Something worth calling out is that the G3 15's battery life isn't bad for a laptop in this price range. You'll get about four to five hours, depending on whether you're stress testing or just browsing a bunch of Chrome tabs. Gaming on the go while unplugged will absolutely tank the battery life, but that's par for the course for laptops like this. (Precisely how much battery you get will depend on what game your playing, and how much power it's drawing from the GPU.)

Image: Alex Walker (Kotaku)

For more info about the Dell G3 15 and the available configurations, you can check them out at the Dell website.


Comments

    That price/performance match-up just extinguished any glimmer of curiosity I had about getting back into PC gaming. It sounds like if you want something in a laptop form that easily and clearly outclasses consoles then you are looking at well over $2K.

      To be fair, this is only a 1050Ti - it isn't a particularly great card. If you hunt around for specials you can occasionally find laptops equipped with 1060s that will be comparable to a desktop. This generation of GPUs are closer than ever before to their desktop cards in performance. They're still going to be more expensive though because you're buying an entire rig.

      As Soldant said, this is a very poor example.

      The only time to buy these Dell's is when they're heavily reduced.
      I bought the old 960m version which listed for 1899 for 1150 from Dell's Ebay store during a sale.

      There are much better options out there though.

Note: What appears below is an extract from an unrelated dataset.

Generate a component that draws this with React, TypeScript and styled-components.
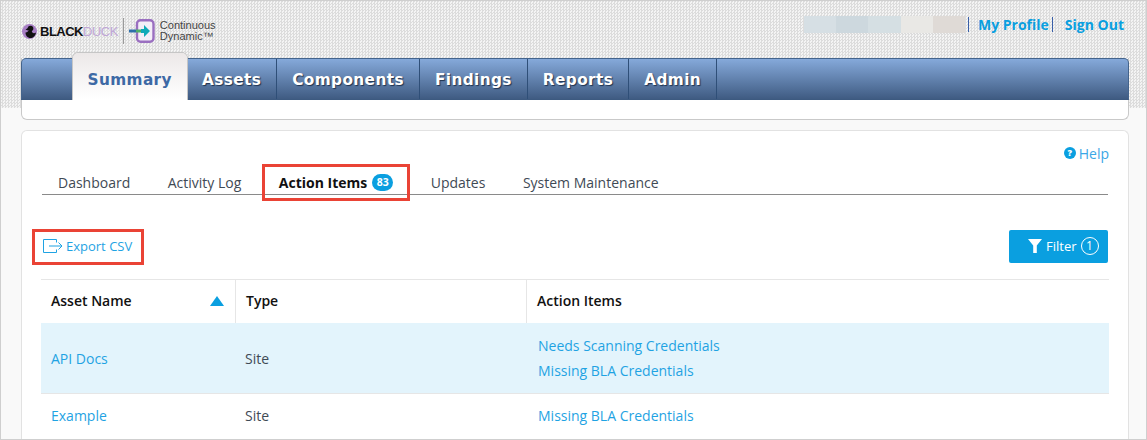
import React from "react";
import styled, { createGlobalStyle } from "styled-components";

const Global = createGlobalStyle`
  html, body { margin: 0; padding: 0; background: #f9f9f9; }
  body { font-family: "Open Sans", "Liberation Sans", sans-serif; color: #333; }
  * { box-sizing: border-box; }
`;

const Frame = styled.div`
  width: 1147px;
  height: 440px;
  overflow: hidden;
  border: 1px solid #cfcfcf;
  background: #f9f9f9;
`;

const Header = styled.header`
  height: 107px;
  padding: 0 17px 0 20px;
  background-color: #e8e8e8;
  background-image: repeating-conic-gradient(#dcdcdc 0 25%, #f4f4f4 0 50%);
  background-size: 3px 3px;
`;

const TopRow = styled.div`
  height: 57px;
  display: flex;
  justify-content: space-between;
  align-items: flex-start;
`;

const Logo = styled.div`
  display: flex;
  align-items: center;
  margin-top: 16px;
  height: 28px;
`;

const Duck = styled.svg`
  width: 15px;
  height: 15px;
  margin: 0 3px 0 1px;
`;

const BrandWord = styled.span<{ $light?: boolean }>`
  font-family: "Liberation Sans", Arial, sans-serif;
  font-size: 13px;
  font-weight: ${(p) => (p.$light ? 400 : 700)};
  letter-spacing: -0.5px;
  color: ${(p) => (p.$light ? "#bfa6d6" : "#111")};
`;

const LogoRule = styled.div`
  width: 1px;
  height: 26px;
  margin: 0 5px 0 5px;
  background: #9a9a9a;
`;

const ProductMark = styled.svg`
  width: 26px;
  height: 24px;
  margin-right: 5px;
`;

const ProductName = styled.div`
  font-family: "Liberation Sans", Arial, sans-serif;
  font-size: 11px;
  line-height: 11.5px;
  color: #444;
`;

const UserLinks = styled.div`
  display: flex;
  align-items: center;
  margin-top: 13px;
  margin-right: 5px;
  height: 20px;
  font-size: 14px;
  font-weight: 700;
  color: #0a9fe0;
`;

const Blur = styled.div`
  display: flex;
  height: 17px;
`;

const BlurBlock = styled.span<{ $c: string }>`
  width: 32.2px;
  background: ${(p) => p.$c};
`;

const Sep = styled.span<{ $gap: number }>`
  width: 1px;
  height: 15px;
  margin: 0 ${(p) => p.$gap}px 0 3px;
  background: #3a5fa8;
`;

const NavCard = styled.div`
  height: 62px;
  background: #fff;
  border: 1px solid #c9c9c9;
  border-top: none;
  border-radius: 0 0 6px 6px;
`;

const NavBar = styled.nav`
  height: 42px;
  margin: 0 -1px;
  padding-left: 51px;
  display: flex;
  border: 1px solid #44648c;
  border-bottom-color: #3d5a80;
  border-radius: 5px 5px 0 0;
  background: linear-gradient(#85a9da, #3f5b82);
`;

const NavItem = styled.div<{ $active?: boolean }>`
  height: ${(p) => (p.$active ? "47px" : "40px")};
  margin-top: ${(p) => (p.$active ? "-6px" : "0")};
  padding: ${(p) => (p.$active ? "6px 15px 0 14.5px" : "1px 15px 0")};
  display: flex;
  align-items: center;
  font-family: "DejaVu Sans", Verdana, sans-serif;
  font-size: 15.3px;
  font-weight: 700;
  letter-spacing: 0.4px;
  color: ${(p) => (p.$active ? "#3d69a5" : "#fff")};
  text-shadow: ${(p) => (p.$active ? "none" : "1px 1px 1px #1f3350")};
  background: ${(p) => (p.$active ? "linear-gradient(#ece8e8, #fff)" : "transparent")};
  border-right: ${(p) => (p.$active ? "none" : "1px solid #2f4f78")};
  border-radius: ${(p) => (p.$active ? "5px 5px 0 0" : "0")};
  box-shadow: ${(p) => (p.$active ? "0 -1px 0 #c6c6c6, 1px 0 0 #c6c6c6, -1px 0 0 #c6c6c6" : "none")};
`;

const Page = styled.main`
  margin: 22px 17px 0 20px;
  padding: 0 20px;
  height: 330px;
  background: #fff;
  border: 1px solid #e2e2e2;
  border-bottom: none;
  border-radius: 6px 6px 0 0;
`;

const HelpRow = styled.div`
  height: 35px;
  padding: 9px 0 0;
  margin-right: -1px;
  display: flex;
  justify-content: flex-end;
  align-items: center;
  gap: 3px;
  font-size: 14px;
  color: #3ba7e6;
`;

const HelpDot = styled.span`
  width: 12px;
  height: 12px;
  border-radius: 50%;
  background: #0a9fe0;
  color: #fff;
  font-size: 9px;
  font-weight: 800;
  line-height: 12px;
  text-align: center;
`;

const Tabs = styled.div`
  height: 29px;
  display: flex;
  border-bottom: 1px solid #8a8a8a;
`;

const Tab = styled.div<{ $active?: boolean }>`
  position: relative;
  height: 28px;
  padding: 4px 16px 0;
  margin-right: 5.5px;
  display: flex;
  align-items: center;
  gap: 5px;
  font-size: 14px;
  font-weight: ${(p) => (p.$active ? 700 : 400)};
  color: ${(p) => (p.$active ? "#111" : "#3f4a55")};
`;

const Count = styled.span`
  width: 21px;
  height: 17px;
  border-radius: 9px;
  background: #0a9fe0;
  color: #fff;
  font-size: 10.5px;
  font-weight: 700;
  line-height: 17px;
  text-align: center;
`;

const Callout = styled.span<{ $t: number; $r: number; $b: number; $l: number }>`
  position: absolute;
  top: ${(p) => p.$t}px;
  right: ${(p) => p.$r}px;
  bottom: ${(p) => p.$b}px;
  left: ${(p) => p.$l}px;
  border: 3px solid #ea4335;
`;

const Toolbar = styled.div`
  height: 85px;
  display: flex;
  justify-content: space-between;
  align-items: flex-start;
  padding-top: 35px;
  margin: 0 -1px;
  padding-right: 1px;
  border-bottom: 1px solid #e6e6e6;
`;

const ExportLink = styled.a`
  position: relative;
  display: flex;
  align-items: center;
  gap: 3px;
  height: 32px;
  padding-left: 2px;
  font-size: 13px;
  color: #1fa3e3;
`;

const ExportIcon = styled.svg`
  width: 20px;
  height: 14px;
`;

const FilterButton = styled.button`
  width: 99px;
  height: 33px;
  padding: 0 0 1px 19px;
  display: flex;
  align-items: center;
  gap: 4px;
  border: none;
  border-radius: 2px;
  background: #0a9fe0;
  color: #fff;
  font-family: inherit;
  font-size: 13px;
  font-weight: 400;
`;

const FilterCount = styled.span`
  width: 18px;
  height: 18px;
  border: 1px solid #fff;
  border-radius: 50%;
  font-size: 12px;
  line-height: 16px;
  text-align: center;
`;

const Grid = styled.div`
  display: grid;
  grid-template-columns: 195px 291px 1fr;
  margin: 0 -1px;
  font-size: 14px;
`;

const HeadCell = styled.div<{ $last?: boolean }>`
  height: 43px;
  padding: 0 11px 2px 10px;
  display: flex;
  align-items: center;
  justify-content: space-between;
  font-weight: 600;
  color: #111;
  border-right: ${(p) => (p.$last ? "none" : "1px solid #e6e6e6")};
`;

const SortArrow = styled.span`
  width: 0;
  height: 0;
  border-left: 7px solid transparent;
  border-right: 7px solid transparent;
  border-bottom: 10px solid #0a9fe0;
`;

const Cell = styled.div<{ $hl?: boolean; $h: number; $pl: number; $pt: number; $pb: number }>`
  height: ${(p) => p.$h}px;
  padding: ${(p) => p.$pt}px 10px ${(p) => p.$pb}px ${(p) => p.$pl}px;
  display: flex;
  flex-direction: column;
  justify-content: center;
  gap: 7px;
  background: ${(p) => (p.$hl ? "#e3f4fc" : "#fff")};
  border-bottom: 1px solid #e6e6e6;
  color: #3f4a55;
`;

const RowLink = styled.a`
  color: #1fa3e3;
  line-height: 18px;
`;

const rows = [
  { name: "API Docs", type: "Site", items: ["Needs Scanning Credentials", "Missing BLA Credentials"], hl: true, h: 71, pt: 1, pb: 0 },
  { name: "Example", type: "Site", items: ["Missing BLA Credentials"], hl: false, h: 46, pt: 0, pb: 2 },
];

export default function App() {
  return (
    <>
      <Global />
      <Frame>
        <Header>
          <TopRow>
            <Logo>
              <Duck viewBox="0 0 15 15">
                <circle cx="7.5" cy="7.5" r="7.5" fill="#a77ec4" />
                <circle cx="8.5" cy="4.5" r="2.8" fill="#111" />
                <path d="M6 4L3.500 5.500 6 6.500z" fill="#111" />
                <path d="M6.500 6.500C6 8 4 8.500 3.500 8.500c0 3 2 5.500 5 5.500 2.500 0 5-2 5.500-5.500-1.500 1-3 .8-3.800-.2-.5-.7-.5-1.500-.2-2.300z" fill="#111" />
              </Duck>
              <BrandWord>BLACK</BrandWord>
              <BrandWord $light>DUCK</BrandWord>
              <LogoRule />
              <ProductMark viewBox="0 0 26 24">
                <rect x="8" y="1.200" width="16.500" height="21.600" rx="3.500" fill="#f4eef8" stroke="#9a6fc0" strokeWidth="2.400" />
                <rect x="0" y="10.500" width="7" height="3" fill="#2f6fa8" />
                <rect x="7" y="10.500" width="5" height="3" fill="#4fb06a" />
                <path d="M12 10h3V6l6 6-6 6v-4h-3z" fill="#10a9b8" />
              </ProductMark>
              <ProductName>
                Continuous
                <br />
                Dynamic™
              </ProductName>
            </Logo>
            <UserLinks>
              <Blur>
                <BlurBlock $c="#d6dfe4" />
                <BlurBlock $c="#cdd8de" />
                <BlurBlock $c="#d5dfe3" />
                <BlurBlock $c="#e9e8e5" />
                <BlurBlock $c="#dfdad6" />
              </Blur>
              <Sep $gap={9} />
              My Profile
              <Sep $gap={12} />
              Sign Out
            </UserLinks>
          </TopRow>
          <NavCard>
            <NavBar>
              <NavItem $active>Summary</NavItem>
              <NavItem>Assets</NavItem>
              <NavItem>Components</NavItem>
              <NavItem>Findings</NavItem>
              <NavItem>Reports</NavItem>
              <NavItem>Admin</NavItem>
            </NavBar>
          </NavCard>
        </Header>
        <Page>
          <HelpRow>
            <HelpDot>?</HelpDot>
            Help
          </HelpRow>
          <Tabs>
            <Tab>Dashboard</Tab>
            <Tab>Activity Log</Tab>
            <Tab $active>
              Action Items
              <Count>83</Count>
              <Callout $t={-2} $r={-1} $b={-7} $l={-1} />
            </Tab>
            <Tab>Updates</Tab>
            <Tab>System Maintenance</Tab>
          </Tabs>
          <Toolbar>
            <ExportLink>
              <ExportIcon viewBox="0 0 20 14" fill="none" stroke="#1fa3e3" strokeWidth="1">
                <path d="M13.500 3.500V.500H.500v13h13v-3" />
                <path d="M6 7h13M15.500 3.500L19 7l-3.500 3.500" />
              </ExportIcon>
              Export CSV
              <Callout $t={-1} $r={-12} $b={-3} $l={-9} />
            </ExportLink>
            <FilterButton>
              <svg width="14" height="14" viewBox="0 0 14 14">
                <path d="M0 0h14L8.800 6.500V14H5.200V6.500z" fill="#fff" />
              </svg>
              Filter
              <FilterCount>1</FilterCount>
            </FilterButton>
          </Toolbar>
          <Grid>
            <HeadCell>
              Asset Name
              <SortArrow />
            </HeadCell>
            <HeadCell>Type</HeadCell>
            <HeadCell $last>Action Items</HeadCell>
            {rows.map((r) => (
              <React.Fragment key={r.name}>
                <Cell $hl={r.hl} $h={r.h} $pl={10} $pt={r.pt} $pb={r.pb}>
                  <RowLink>{r.name}</RowLink>
                </Cell>
                <Cell $hl={r.hl} $h={r.h} $pl={9} $pt={r.pt} $pb={r.pb}>
                  {r.type}
                </Cell>
                <Cell $hl={r.hl} $h={r.h} $pl={11} $pt={r.pt} $pb={r.pb}>
                  {r.items.map((i) => (
                    <RowLink key={i}>{i}</RowLink>
                  ))}
                </Cell>
              </React.Fragment>
            ))}
          </Grid>
        </Page>
      </Frame>
    </>
  );
}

    I got the Dell Inspiron equivalent of this last December (same specs, before they rebadged then as the G Series), and love it. On the desk, it acts as a workstation, with mouse, keyboard, and monitor plugged in, and does everything I want.

    I haven't bought any real challenging games for it this year, but it has no qualms with No Mans Sky for example. I probably wont challenge it until Anthem next year to be honest.

    As its basically acting as a desktop, battery life has obviously not been an issue, but the couple of times I've unplugged it to watch something in bed I haven't noticed any problems.

    If someone wants a nice balanced laptop, I would recommend this one without hesitation. The SSD and HD combo is just right, the GPU is strong enough to game as you want, and the i7 powerful enough to do most productive things.

    What's the screen like on these? I've been eyeing it off in store but a lot of US reviews say the screen has bad SRGB and Adobe RGB coverage.

    Last edited 31/07/18 1:13 pm

      It's pretty ordinary. If you don't have another monitor to plug this into, I'd genuinely consider saving up more money to buy a laptop with a better screen. It's not bad relative to other laptops at this price point, but that doesn't make it a joy to use, either.